Bongino rejoins Fox News as contributor after serving as FBI deputy director
Dan Bongino is back at Fox News. The network confirmed that the former FBI Deputy Director will return as a contributor, making his first on-air appearance Monday night on Sean Hannity's 9 p.m. EST program. The topic for his debut back: the disappearance of Nancy Guthrie.
It caps a remarkable circuit — from conservative media to the second-highest law enforcement post in the country, and back again — all in roughly a year.
The return
Fox News confirmed Bongino's return directly to The Hill, and the New York Times first reported the news. Bongino had already relaunched his podcast and video show on Rumble on Feb. 2, a two-hour weekday program airing at 10 a.m. EST, available on major audio platforms including Spotify. Now he adds Fox News contributor duties on top of it.
This isn't unfamiliar territory. Bongino first joined Fox News as a contributor in 2019 and by 2021 was hosting his own program, "Unfiltered with Dan Bongino." He left the network in April 2023, citing failed contract negotiations — no drama, just business. Now, nearly three years later, he's walking back through the door with considerably more on his résumé.
From podcaster to deputy director
President Trump appointed Bongino to serve alongside FBI Director Kash Patel at the bureau — a move that raised eyebrows among the permanent bureaucratic class but made perfect sense to anyone who understood the mission. Bongino brought real law enforcement credentials: years with the NYPD and the Secret Service, not just a microphone and an opinion.
His tenure was consequential but turbulent. Last summer, Bongino clashed with Attorney General Pam Bondi over the release of files related to convicted sex offender Jeffrey Epstein — a dispute that spoke to genuine tensions within the administration about transparency and the handling of one of the most politically charged investigations in recent memory. By August, Bondi had named then-Missouri Attorney General Andrew Bailey as co-deputy director of the FBI alongside Bongino.
In December, Bongino announced his departure on X, thanking:
"my fellow Americans, for the privilege to serve you"
Trump, characteristically direct, explained the exit simply. Bongino, the president said:
"[Dan] wants to go back to his show."
No ambiguity there.
What the revolving door actually reveals
The left will frame Bongino's return to Fox News as evidence of some corrupt feedback loop between conservative media and the Trump administration. They'll miss the point entirely.

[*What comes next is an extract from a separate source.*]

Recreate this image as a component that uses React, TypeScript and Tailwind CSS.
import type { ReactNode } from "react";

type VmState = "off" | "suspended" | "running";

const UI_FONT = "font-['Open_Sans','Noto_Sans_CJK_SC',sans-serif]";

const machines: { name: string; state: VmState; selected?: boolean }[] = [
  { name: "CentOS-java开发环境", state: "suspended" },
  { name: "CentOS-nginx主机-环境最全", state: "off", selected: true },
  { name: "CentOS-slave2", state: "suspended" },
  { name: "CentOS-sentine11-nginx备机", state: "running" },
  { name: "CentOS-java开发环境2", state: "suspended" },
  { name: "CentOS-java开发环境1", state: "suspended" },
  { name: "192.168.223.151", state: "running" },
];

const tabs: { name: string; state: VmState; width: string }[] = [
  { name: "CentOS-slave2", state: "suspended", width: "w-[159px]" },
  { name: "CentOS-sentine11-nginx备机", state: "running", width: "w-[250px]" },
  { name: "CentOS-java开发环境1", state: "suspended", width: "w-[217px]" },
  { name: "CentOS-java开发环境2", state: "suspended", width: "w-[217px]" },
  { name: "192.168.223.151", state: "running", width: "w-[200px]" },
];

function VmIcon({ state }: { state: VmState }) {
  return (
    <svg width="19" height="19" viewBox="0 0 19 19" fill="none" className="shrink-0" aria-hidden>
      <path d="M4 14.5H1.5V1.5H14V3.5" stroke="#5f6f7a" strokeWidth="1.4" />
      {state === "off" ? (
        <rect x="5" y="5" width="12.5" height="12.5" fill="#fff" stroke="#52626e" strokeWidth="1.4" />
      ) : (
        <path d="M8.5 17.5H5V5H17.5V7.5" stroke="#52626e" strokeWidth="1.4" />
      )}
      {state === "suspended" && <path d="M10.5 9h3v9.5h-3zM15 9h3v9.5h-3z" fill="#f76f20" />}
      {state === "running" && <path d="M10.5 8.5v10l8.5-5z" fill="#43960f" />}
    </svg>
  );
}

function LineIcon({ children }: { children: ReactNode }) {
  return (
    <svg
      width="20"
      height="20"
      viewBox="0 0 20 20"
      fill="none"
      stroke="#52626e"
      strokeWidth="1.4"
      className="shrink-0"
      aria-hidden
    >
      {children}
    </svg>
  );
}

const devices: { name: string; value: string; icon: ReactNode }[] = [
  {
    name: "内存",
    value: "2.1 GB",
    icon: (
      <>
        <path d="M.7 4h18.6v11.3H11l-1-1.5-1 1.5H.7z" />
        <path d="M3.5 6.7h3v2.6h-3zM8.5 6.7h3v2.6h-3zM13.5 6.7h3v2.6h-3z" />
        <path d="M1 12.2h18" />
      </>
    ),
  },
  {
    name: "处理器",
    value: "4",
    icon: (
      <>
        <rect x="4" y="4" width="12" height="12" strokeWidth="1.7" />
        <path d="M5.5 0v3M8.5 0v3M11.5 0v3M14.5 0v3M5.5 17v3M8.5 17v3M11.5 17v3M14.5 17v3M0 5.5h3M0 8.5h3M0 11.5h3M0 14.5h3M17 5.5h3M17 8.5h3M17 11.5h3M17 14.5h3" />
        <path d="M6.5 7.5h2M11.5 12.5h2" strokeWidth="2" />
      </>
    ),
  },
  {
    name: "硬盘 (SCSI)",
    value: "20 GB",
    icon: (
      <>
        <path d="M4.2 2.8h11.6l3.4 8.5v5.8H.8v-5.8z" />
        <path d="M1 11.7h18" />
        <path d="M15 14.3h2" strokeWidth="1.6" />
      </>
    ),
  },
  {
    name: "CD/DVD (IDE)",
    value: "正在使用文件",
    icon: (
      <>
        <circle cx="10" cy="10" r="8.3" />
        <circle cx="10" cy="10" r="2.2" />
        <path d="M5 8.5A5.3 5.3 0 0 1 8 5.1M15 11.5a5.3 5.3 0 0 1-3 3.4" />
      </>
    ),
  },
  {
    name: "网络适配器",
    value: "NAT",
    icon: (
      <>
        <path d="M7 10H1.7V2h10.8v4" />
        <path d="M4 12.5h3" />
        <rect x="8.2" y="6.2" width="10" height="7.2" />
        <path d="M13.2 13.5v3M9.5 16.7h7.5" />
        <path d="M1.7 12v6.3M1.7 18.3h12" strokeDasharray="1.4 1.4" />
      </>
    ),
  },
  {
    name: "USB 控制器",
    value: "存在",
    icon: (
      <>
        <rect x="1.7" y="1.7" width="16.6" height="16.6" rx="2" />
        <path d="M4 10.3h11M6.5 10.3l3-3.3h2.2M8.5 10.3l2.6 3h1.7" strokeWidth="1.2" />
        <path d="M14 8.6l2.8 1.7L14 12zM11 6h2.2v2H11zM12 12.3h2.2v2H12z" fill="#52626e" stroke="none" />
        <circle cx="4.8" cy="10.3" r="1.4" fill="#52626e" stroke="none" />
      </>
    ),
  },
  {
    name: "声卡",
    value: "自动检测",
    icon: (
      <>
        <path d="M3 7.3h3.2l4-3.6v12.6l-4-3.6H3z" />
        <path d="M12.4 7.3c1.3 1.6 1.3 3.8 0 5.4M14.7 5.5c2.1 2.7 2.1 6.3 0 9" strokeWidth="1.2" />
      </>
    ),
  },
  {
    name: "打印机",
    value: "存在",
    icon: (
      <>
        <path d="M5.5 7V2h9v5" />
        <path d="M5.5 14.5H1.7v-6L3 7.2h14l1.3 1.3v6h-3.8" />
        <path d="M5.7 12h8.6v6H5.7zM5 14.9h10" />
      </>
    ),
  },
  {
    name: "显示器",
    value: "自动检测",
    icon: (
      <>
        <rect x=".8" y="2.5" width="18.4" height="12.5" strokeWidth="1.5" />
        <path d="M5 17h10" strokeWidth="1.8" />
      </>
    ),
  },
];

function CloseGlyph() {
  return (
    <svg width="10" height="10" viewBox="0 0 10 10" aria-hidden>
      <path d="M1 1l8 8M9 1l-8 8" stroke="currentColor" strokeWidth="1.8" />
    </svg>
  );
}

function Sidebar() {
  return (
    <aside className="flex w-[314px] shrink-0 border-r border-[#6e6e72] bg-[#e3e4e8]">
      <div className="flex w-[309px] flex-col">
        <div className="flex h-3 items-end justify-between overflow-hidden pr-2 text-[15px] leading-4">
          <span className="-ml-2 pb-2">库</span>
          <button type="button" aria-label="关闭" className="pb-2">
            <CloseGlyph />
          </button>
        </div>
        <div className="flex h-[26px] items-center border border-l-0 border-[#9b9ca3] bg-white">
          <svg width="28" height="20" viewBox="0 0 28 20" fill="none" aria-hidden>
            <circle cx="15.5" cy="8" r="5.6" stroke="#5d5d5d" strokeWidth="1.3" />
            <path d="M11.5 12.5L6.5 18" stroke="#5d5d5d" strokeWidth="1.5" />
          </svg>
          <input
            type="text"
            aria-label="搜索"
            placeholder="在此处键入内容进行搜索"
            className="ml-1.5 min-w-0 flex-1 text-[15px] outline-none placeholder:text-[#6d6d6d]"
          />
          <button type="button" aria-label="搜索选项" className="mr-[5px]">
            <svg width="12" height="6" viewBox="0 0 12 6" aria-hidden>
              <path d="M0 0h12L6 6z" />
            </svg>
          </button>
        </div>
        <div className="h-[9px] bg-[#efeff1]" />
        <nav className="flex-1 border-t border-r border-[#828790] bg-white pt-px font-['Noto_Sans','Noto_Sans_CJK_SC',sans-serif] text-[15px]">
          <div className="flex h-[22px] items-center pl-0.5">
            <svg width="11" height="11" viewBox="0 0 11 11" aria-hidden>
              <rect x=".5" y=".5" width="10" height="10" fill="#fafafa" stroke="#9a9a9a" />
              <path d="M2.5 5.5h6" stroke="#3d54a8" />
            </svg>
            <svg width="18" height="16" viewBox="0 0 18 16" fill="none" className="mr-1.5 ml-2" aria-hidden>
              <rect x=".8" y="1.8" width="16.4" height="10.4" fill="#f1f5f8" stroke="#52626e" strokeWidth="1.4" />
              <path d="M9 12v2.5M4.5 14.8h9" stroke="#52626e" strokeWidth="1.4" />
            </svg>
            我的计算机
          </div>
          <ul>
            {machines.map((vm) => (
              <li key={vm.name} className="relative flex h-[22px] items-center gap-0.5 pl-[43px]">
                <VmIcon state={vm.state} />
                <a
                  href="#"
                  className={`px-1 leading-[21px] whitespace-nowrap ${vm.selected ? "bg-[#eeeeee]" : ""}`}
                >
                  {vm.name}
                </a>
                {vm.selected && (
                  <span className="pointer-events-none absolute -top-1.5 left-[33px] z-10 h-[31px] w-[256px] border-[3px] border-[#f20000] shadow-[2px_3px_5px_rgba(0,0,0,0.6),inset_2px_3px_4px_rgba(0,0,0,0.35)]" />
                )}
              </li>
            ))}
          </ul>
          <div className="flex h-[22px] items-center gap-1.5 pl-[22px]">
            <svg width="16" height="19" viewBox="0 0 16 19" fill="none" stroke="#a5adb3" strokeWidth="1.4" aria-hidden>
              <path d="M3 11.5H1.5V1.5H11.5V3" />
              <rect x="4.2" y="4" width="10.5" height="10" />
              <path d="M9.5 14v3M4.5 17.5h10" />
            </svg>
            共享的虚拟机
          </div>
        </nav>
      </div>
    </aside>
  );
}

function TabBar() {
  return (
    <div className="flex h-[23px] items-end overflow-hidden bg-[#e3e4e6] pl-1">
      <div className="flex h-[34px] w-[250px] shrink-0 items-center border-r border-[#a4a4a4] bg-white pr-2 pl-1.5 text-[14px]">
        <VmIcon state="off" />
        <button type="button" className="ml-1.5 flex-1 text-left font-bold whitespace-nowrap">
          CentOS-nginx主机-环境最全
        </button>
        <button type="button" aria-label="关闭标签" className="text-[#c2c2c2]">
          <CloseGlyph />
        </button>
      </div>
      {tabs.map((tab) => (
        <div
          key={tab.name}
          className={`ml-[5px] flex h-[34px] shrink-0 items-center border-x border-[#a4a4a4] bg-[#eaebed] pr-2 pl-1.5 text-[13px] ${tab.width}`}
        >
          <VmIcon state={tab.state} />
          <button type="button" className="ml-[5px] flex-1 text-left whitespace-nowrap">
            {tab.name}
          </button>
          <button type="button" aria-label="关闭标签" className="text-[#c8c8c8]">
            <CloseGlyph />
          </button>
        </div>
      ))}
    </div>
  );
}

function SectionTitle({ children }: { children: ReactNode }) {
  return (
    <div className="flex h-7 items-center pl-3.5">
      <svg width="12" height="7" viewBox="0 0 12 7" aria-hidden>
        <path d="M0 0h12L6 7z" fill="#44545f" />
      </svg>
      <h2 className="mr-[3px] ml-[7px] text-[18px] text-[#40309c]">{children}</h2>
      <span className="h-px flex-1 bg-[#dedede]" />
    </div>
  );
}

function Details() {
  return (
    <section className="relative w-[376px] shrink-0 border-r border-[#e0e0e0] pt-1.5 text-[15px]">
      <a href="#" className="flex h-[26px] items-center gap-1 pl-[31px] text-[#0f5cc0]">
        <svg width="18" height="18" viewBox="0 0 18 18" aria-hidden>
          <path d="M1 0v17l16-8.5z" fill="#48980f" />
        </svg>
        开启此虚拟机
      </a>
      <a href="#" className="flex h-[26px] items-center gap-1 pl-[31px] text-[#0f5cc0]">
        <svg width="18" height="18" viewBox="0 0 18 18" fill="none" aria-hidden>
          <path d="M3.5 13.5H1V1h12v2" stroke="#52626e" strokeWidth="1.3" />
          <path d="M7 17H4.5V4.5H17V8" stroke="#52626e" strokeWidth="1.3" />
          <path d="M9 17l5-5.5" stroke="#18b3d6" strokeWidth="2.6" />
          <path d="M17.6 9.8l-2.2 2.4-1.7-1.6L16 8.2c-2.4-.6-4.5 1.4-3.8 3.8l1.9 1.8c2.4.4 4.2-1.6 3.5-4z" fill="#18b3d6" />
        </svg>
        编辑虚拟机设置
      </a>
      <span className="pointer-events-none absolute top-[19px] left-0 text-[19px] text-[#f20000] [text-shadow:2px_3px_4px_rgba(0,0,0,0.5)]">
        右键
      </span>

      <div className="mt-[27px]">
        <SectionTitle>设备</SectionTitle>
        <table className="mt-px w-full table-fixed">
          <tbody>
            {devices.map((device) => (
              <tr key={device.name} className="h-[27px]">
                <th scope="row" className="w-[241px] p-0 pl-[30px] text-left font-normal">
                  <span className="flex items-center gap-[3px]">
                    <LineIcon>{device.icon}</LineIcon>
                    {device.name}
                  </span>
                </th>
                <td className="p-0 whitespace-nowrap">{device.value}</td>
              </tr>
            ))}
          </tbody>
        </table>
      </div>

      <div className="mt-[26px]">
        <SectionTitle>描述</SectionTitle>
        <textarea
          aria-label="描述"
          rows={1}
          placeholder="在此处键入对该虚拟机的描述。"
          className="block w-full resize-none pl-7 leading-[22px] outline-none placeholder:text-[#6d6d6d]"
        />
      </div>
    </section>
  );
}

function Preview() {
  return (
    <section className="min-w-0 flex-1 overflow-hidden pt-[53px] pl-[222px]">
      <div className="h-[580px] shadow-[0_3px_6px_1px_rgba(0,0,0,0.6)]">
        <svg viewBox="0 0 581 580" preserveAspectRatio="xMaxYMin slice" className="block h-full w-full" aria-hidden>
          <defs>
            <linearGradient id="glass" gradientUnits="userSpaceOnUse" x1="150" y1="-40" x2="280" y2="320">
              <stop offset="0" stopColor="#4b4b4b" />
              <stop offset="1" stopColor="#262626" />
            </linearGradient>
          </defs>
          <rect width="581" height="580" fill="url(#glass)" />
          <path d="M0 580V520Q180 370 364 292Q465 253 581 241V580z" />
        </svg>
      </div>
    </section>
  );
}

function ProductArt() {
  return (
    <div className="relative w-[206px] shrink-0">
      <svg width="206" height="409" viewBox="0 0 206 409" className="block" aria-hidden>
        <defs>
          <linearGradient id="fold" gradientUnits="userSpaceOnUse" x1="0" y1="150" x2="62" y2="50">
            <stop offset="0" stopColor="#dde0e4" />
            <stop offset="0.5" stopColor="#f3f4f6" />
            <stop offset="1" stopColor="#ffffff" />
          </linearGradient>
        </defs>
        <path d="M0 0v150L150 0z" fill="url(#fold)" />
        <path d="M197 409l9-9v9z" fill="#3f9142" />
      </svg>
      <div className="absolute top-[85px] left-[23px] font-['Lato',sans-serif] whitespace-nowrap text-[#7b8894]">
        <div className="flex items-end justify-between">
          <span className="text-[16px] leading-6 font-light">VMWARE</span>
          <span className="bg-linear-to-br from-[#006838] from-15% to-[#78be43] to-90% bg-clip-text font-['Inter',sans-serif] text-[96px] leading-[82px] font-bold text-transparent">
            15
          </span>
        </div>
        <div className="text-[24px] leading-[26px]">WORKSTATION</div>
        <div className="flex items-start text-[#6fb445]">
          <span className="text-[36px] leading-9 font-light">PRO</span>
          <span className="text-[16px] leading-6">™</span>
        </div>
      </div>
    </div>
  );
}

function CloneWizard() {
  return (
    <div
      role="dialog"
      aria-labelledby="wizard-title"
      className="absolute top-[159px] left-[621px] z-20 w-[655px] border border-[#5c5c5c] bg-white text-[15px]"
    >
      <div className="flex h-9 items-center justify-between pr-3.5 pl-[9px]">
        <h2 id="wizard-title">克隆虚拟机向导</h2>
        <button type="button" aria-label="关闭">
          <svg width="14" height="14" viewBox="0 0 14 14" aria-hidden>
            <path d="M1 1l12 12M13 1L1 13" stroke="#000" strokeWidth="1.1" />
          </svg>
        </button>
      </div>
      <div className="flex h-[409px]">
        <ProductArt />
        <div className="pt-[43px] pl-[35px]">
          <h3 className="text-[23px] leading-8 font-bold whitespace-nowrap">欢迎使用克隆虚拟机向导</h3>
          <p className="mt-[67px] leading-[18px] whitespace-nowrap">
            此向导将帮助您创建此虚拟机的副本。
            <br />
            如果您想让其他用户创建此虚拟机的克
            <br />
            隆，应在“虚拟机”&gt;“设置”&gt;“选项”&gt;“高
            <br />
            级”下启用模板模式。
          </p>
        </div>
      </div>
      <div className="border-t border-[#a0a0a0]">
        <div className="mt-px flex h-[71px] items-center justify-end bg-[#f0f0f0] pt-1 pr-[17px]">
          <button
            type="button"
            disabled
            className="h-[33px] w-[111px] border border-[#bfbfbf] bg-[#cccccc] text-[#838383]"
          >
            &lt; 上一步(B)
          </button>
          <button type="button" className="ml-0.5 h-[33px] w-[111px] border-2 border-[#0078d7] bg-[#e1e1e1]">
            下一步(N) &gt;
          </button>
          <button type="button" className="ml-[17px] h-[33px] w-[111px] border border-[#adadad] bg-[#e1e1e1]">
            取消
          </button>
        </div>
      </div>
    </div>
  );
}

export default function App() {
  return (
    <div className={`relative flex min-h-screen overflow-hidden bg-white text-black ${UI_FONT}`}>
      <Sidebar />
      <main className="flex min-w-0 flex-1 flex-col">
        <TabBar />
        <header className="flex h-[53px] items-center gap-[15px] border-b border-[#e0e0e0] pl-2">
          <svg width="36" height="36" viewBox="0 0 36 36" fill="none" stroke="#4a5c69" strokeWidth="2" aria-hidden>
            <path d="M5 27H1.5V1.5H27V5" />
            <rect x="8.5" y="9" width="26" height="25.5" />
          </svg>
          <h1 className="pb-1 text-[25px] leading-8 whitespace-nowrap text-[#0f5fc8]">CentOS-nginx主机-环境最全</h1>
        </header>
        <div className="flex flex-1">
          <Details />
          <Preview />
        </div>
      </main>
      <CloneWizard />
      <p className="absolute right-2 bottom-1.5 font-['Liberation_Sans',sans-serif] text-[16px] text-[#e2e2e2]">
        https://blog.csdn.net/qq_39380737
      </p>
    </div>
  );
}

What Bongino's arc actually demonstrates is something the institutional left refuses to accept: that people outside the credentialed expert class can serve in government, do the work, and leave on their own terms. The permanent Washington establishment treats government service as a one-way escalator — you go in, you accumulate power, you never go back to the private sector unless you're forced out. The idea that someone might voluntarily step away from the FBI's number-two job to return to the media is, to them, incomprehensible.
But it's perfectly consistent with how conservatives think about public service. You serve, you accomplish what you can, and when it's time, you go home. The republic doesn't depend on any one person clinging to a title.
Contrast this with the liberal model: career bureaucrats who treat their agencies as personal fiefdoms, resist elected leadership, and view any outsider appointment as an affront to their institutional prerogatives. When Trump puts someone like Bongino or Kash Patel into a senior role, the objection from the left is never about competence — it's about control. They don't want the FBI reformed. They want it preserved as it was.
The Epstein question lingers
The clash between Bongino and Bondi over the Epstein files deserves more attention than it typically receives. Whatever the internal disagreements about process and timing, the underlying demand — that the American public see what the federal government knows about Jeffrey Epstein's network — is not a partisan issue. It is a transparency issue that predates this administration and will outlast it.
That Bongino pushed hard enough on the Epstein files to generate a genuine rift with the Attorney General suggests he took the mandate seriously. Whether the approach was right or wrong, the instinct was sound: the public has waited long enough.
Bailey's appointment as co-deputy director in August appeared designed to smooth over those tensions and ensure the bureau's operations continued without interruption. That it worked — that the transition happened without institutional crisis — is itself a data point the critics won't acknowledge.
What comes next
Bongino now occupies a unique position in conservative media. He's not just a commentator speculating about what happens inside the FBI. He's someone who sat in the deputy director's chair, saw the files, managed the operations, and walked away. That perspective has real value — and Fox News clearly knows it.
His first segment will cover the Nancy Guthrie disappearance, a case that has gripped the country. It's a smart way to reintroduce Bongino not as a political bomb-thrower but as someone who can speak with the authority of recent law enforcement experience on an active, high-profile case.
The broader question is what Bongino's return signals about the conservative media ecosystem heading into the 2026 midterms. With his podcast already climbing the Spotify charts and a Fox News contributor deal in hand, Bongino commands two of the most powerful megaphones on the right. He'll use them.
Washington's revolving door spins for everyone. The difference is that when conservatives walk back through it, they're honest about why.